How do we understand the social aggregate: all the people in an area, stumbling around and bumping into each other? Locke’s and Burke’s answers reflect different worlds. Burke relied on Filmer’s divine right: social order coming from God through the king. Claiming “It’s God’s plan” doesn’t hold. Even the God of Abraham religions can’t agree on the rules, plus there have been thousands of stable communities that never heard of that God.

Hobbes’ social contract recognized the cooperation and protection needed before people could invest in the shared labor needed to build a community. That shared commitment was reasonable because the resulting community provided a return on their investment (Locke’s people’s right to their property). As communities prospered their members could prosper. Dividing the community into the elite and mudsills embezzled those profits.

Rephrasing Rousseau,2 the purpose of the social contract is to preserve its members. “Whoever desires this object desires also the means [of accomplishing it].” He continued that whoever “preserves himself with the protections and benefits of that social contract” must be willing to sacrifice himself to protect the social contract. “It is only upon this condition that he has lived until then in safety.”

“The means [of accomplishing it]” are the services and protections necessary for the community to prosper. These are pivot points that determine whether the social contract protects individual rights or the aristocratic privileges. Notably, conservative attacks on Enlightenment services and protections don’t discount them. Conservatives recognize that those services and protections are necessary for the community’s survival. They also realize that protecting their self-interest requires holding the power to distort or regulate them as needed.

Holding the power to define the behaviors the community will “officially” tolerate eviscerates Rousseau’s “means of accomplishing.” James Henry Hammond was the poster child demonstrating legitimate aristocratic behavior. Antebellum sexual morality had nothing to do with the actual sexual acts. There was no moral stigma over Hammond raping slaves. The morality of raping his nieces depended on their social status. Such mudsill morality left Epstein’s rich friends and clients free to rape underage girls and boys, then be outraged that anyone would expose their behavior. Mudsill morality is the NFL ignoring Patriot’s owner Kraft having massage parlor sex.3 The entitled believed it their right to use non-persons. Conservatism covets the social-political power to determine how the necessary services and protections are defined and enforced.
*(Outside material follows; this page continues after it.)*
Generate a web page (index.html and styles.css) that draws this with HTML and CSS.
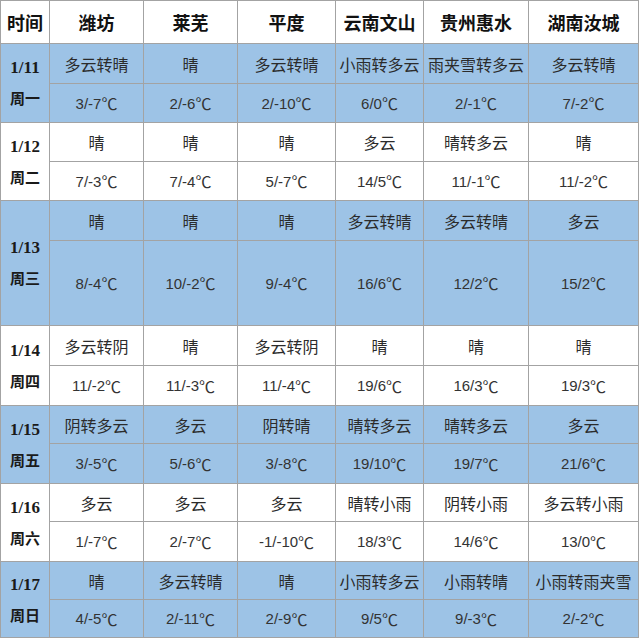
FILE: index.html
```html
<!DOCTYPE html>
<html lang="zh">
<head>
<meta charset="utf-8">
<title>天气</title>
<link rel="stylesheet" href="styles.css">
</head>
<body>
<div class="grid">
  <div class="c head">时间</div>
  <div class="c head">潍坊</div>
  <div class="c head">莱芜</div>
  <div class="c head">平度</div>
  <div class="c head">云南文山</div>
  <div class="c head">贵州惠水</div>
  <div class="c head">湖南汝城</div>

  <div class="c date blue"><span class="d">1/11</span><span class="w">周一</span></div>
  <div class="c wx blue">多云转晴</div>
  <div class="c wx blue">晴</div>
  <div class="c wx blue">多云转晴</div>
  <div class="c wx blue">小雨转多云</div>
  <div class="c wx blue">雨夹雪转多云</div>
  <div class="c wx blue">多云转晴</div>
  <div class="c t blue">3/-7<span class="u">℃</span></div>
  <div class="c t blue">2/-6<span class="u">℃</span></div>
  <div class="c t blue">2/-10<span class="u">℃</span></div>
  <div class="c t blue">6/0<span class="u">℃</span></div>
  <div class="c t blue">2/-1<span class="u">℃</span></div>
  <div class="c t blue">7/-2<span class="u">℃</span></div>

  <div class="c date"><span class="d">1/12</span><span class="w">周二</span></div>
  <div class="c wx">晴</div>
  <div class="c wx">晴</div>
  <div class="c wx">晴</div>
  <div class="c wx">多云</div>
  <div class="c wx">晴转多云</div>
  <div class="c wx">晴</div>
  <div class="c t">7/-3<span class="u">℃</span></div>
  <div class="c t">7/-4<span class="u">℃</span></div>
  <div class="c t">5/-7<span class="u">℃</span></div>
  <div class="c t">14/5<span class="u">℃</span></div>
  <div class="c t">11/-1<span class="u">℃</span></div>
  <div class="c t">11/-2<span class="u">℃</span></div>

  <div class="c date blue"><span class="d">1/13</span><span class="w">周三</span></div>
  <div class="c wx blue">晴</div>
  <div class="c wx blue">晴</div>
  <div class="c wx blue">晴</div>
  <div class="c wx blue">多云转晴</div>
  <div class="c wx blue">多云转晴</div>
  <div class="c wx blue">多云</div>
  <div class="c t blue">8/-4<span class="u">℃</span></div>
  <div class="c t blue">10/-2<span class="u">℃</span></div>
  <div class="c t blue">9/-4<span class="u">℃</span></div>
  <div class="c t blue">16/6<span class="u">℃</span></div>
  <div class="c t blue">12/2<span class="u">℃</span></div>
  <div class="c t blue">15/2<span class="u">℃</span></div>

  <div class="c date"><span class="d">1/14</span><span class="w">周四</span></div>
  <div class="c wx">多云转阴</div>
  <div class="c wx">晴</div>
  <div class="c wx">多云转阴</div>
  <div class="c wx">晴</div>
  <div class="c wx">晴</div>
  <div class="c wx">晴</div>
  <div class="c t">11/-2<span class="u">℃</span></div>
  <div class="c t">11/-3<span class="u">℃</span></div>
  <div class="c t">11/-4<span class="u">℃</span></div>
  <div class="c t">19/6<span class="u">℃</span></div>
  <div class="c t">16/3<span class="u">℃</span></div>
  <div class="c t">19/3<span class="u">℃</span></div>

  <div class="c date blue"><span class="d">1/15</span><span class="w">周五</span></div>
  <div class="c wx blue">阴转多云</div>
  <div class="c wx blue">多云</div>
  <div class="c wx blue">阴转晴</div>
  <div class="c wx blue">晴转多云</div>
  <div class="c wx blue">晴转多云</div>
  <div class="c wx blue">多云</div>
  <div class="c t blue">3/-5<span class="u">℃</span></div>
  <div class="c t blue">5/-6<span class="u">℃</span></div>
  <div class="c t blue">3/-8<span class="u">℃</span></div>
  <div class="c t blue">19/10<span class="u">℃</span></div>
  <div class="c t blue">19/7<span class="u">℃</span></div>
  <div class="c t blue">21/6<span class="u">℃</span></div>

  <div class="c date"><span class="d">1/16</span><span class="w">周六</span></div>
  <div class="c wx">多云</div>
  <div class="c wx">多云</div>
  <div class="c wx">多云</div>
  <div class="c wx">晴转小雨</div>
  <div class="c wx">阴转小雨</div>
  <div class="c wx">多云转小雨</div>
  <div class="c t">1/-7<span class="u">℃</span></div>
  <div class="c t">2/-7<span class="u">℃</span></div>
  <div class="c t">-1/-10<span class="u">℃</span></div>
  <div class="c t">18/3<span class="u">℃</span></div>
  <div class="c t">14/6<span class="u">℃</span></div>
  <div class="c t">13/0<span class="u">℃</span></div>

  <div class="c date blue"><span class="d">1/17</span><span class="w">周日</span></div>
  <div class="c wx blue">晴</div>
  <div class="c wx blue">多云转晴</div>
  <div class="c wx blue">晴</div>
  <div class="c wx blue">小雨转多云</div>
  <div class="c wx blue">小雨转晴</div>
  <div class="c wx blue">小雨转雨夹雪</div>
  <div class="c t blue">4/-5<span class="u">℃</span></div>
  <div class="c t blue">2/-11<span class="u">℃</span></div>
  <div class="c t blue">2/-9<span class="u">℃</span></div>
  <div class="c t blue">9/5<span class="u">℃</span></div>
  <div class="c t blue">9/-3<span class="u">℃</span></div>
  <div class="c t blue">2/-2<span class="u">℃</span></div>
</div>
</body>
</html>
```
FILE: styles.css
```css
html, body {
  margin: 0;
  padding: 0;
  background: #ffffff;
}

.grid {
  display: grid;
  width: 639px;
  box-sizing: border-box;
  padding: 1px;
  gap: 1px;
  background: #a3a3a3;
  grid-template-columns: 48px 93px 93px 97px 87px 104px 109px;
  grid-template-rows: 42px 39px 38px 38px 38px 39px 84px 39px 39px 37px 39px 37px 39px 37px 37px;
}

.c {
  background: #ffffff;
  display: flex;
  align-items: center;
  justify-content: center;
  white-space: nowrap;
  color: #2b2b2b;
}

.c.blue {
  background: #9dc3e6;
}

.head {
  font-family: "Noto Sans CJK SC", sans-serif;
  font-weight: 700;
  font-size: 18px;
  color: #111111;
}

.date {
  grid-row: span 2;
  flex-direction: column;
  color: #1a1a1a;
}

.date .d {
  font-family: "Liberation Serif", "Noto Sans CJK SC", serif;
  font-weight: 700;
  font-size: 17px;
  line-height: 30px;
}

.date .w {
  font-family: "Noto Sans CJK SC", sans-serif;
  font-weight: 700;
  font-size: 15px;
  line-height: 30px;
}

.wx {
  font-family: "Noto Sans CJK SC", sans-serif;
  font-size: 16px;
}

.t {
  font-family: "Liberation Sans", "Noto Sans CJK SC", sans-serif;
  font-size: 15px;
  color: #333333;
}

.t .u {
  font-family: "Noto Sans CJK SC", sans-serif;
  font-size: 16px;
  font-feature-settings: "fwid" 1;
}
```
The power to define and enforce services and protections includes determining how much variation there can be in fulfilling those needs. Must everyone speak the same language or pray the same way? How much uniformity and conformity are necessary to support the promises of Enlightenment? How much uniformity and conformity are necessary to advance conservatism?

“The means [of accomplishing it]”

What services and protections are necessary to create and sustain a community? A minimal list includes: individual autonomy, education, health care, infrastructure, history, a moral/ethical system, a legal system, and a government. How much variation in fulfilling these needs is allowed determines how conservative or Enlightened a community will be.

Individual Autonomy – The Opportunity For Self-Betterment

The possibility of rising above your station at birth is the fundamental Enlightenment requirement. Beginning at the end of WW II, with the return of war veterans, and expanding in the 1970s, limiting or eliminating women’s autonomy became a conservative priority. Conservative attacks on women’s autonomy rest on claims about God or nature making women men’s (the state’s) property. Although rarely acknowledged, the American legal/religious story grows from fathers’ right to sell their daughters into (sexual) slavery.4 5  This “women as property” is a distorted, inadequate story.

Preview of 6.2: Early Jewish women could not declare a divorce, but the other men could beat the husband until he declared it. Jewish women could own property and businesses. Roman marriage laws for citizens’ wives were so abusive that they refused marriage cum manu in favor of marriage sans manu, which gave them control over their lives, children, and property. Women in eighteenth century England and America could own businesses and property until coverture at marriage stripped them of that autonomy.

 1 The Pareto Principle is more stringent claiming the elite deserve eighty percent of the gain.

2 Post 3.7 p. 2

 3 Under inflating footballs was clearly a greater violation according the the NFL. Under inflating footballs was clearly a greater violation according the the NFL.

 4 Exodus 21:7. Unlike a son, who is sold into slavery for a limited time, the daughter is not returned to the family. It is assumed she has been used sexually and has no value as a future wife if abandoned by her owner.

 5 The fundamentalist “Quiverfull” doctrine verges into trading daughters.